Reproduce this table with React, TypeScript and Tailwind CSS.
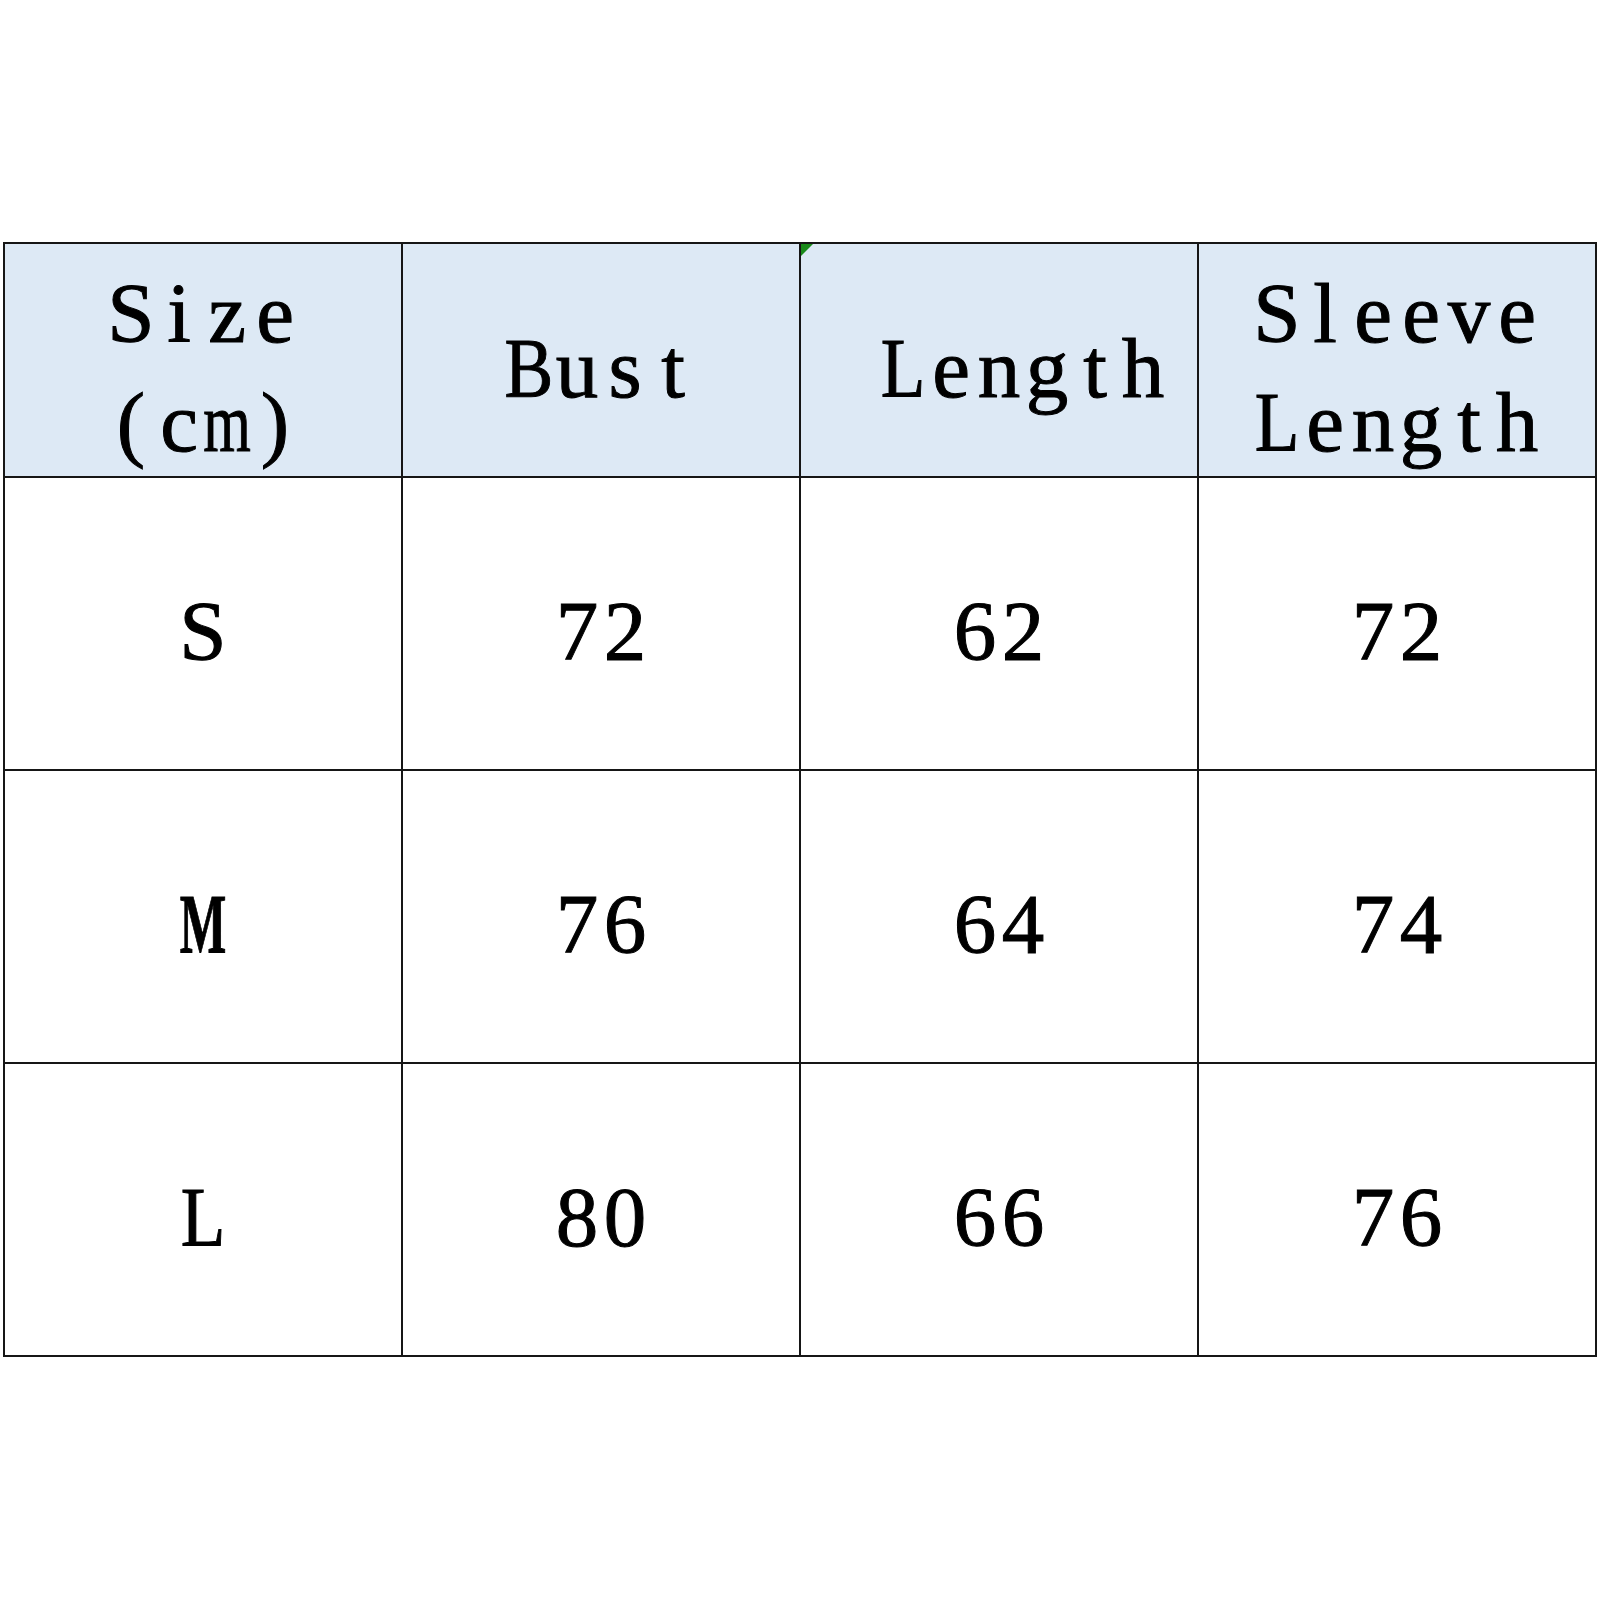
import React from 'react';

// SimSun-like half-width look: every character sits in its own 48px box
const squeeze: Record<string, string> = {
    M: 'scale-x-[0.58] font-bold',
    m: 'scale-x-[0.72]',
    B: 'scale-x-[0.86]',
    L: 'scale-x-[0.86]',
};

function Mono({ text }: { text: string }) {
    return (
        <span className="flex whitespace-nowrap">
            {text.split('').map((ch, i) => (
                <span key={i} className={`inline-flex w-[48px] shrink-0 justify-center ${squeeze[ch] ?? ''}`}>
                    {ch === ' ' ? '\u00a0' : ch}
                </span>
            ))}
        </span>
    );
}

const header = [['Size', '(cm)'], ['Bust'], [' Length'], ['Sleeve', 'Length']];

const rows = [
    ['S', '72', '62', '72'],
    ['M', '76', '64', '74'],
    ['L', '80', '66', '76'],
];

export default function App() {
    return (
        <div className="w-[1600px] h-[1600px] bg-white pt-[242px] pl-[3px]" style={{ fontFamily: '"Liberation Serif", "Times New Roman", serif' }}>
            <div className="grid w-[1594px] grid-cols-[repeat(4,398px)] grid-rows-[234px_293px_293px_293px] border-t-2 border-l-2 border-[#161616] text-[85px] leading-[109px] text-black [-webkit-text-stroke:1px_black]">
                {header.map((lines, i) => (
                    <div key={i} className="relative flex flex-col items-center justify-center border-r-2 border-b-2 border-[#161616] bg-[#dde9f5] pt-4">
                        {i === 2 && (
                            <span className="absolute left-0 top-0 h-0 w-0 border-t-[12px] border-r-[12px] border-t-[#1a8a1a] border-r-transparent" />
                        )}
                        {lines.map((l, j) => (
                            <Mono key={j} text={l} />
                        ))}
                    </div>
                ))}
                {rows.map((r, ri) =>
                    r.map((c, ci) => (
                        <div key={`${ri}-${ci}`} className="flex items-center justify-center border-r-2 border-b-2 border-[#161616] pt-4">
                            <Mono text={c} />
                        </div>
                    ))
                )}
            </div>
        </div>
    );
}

------------------------------------------------

* EXERCISE TASK:
Return only the lines running from the top of the data to the line that holds "import React from 'react';". Include both of those lines, but skip the pictures.

* WRITTEN SOLUTION:
Reproduce this table with React, TypeScript and Tailwind CSS.
import React from 'react';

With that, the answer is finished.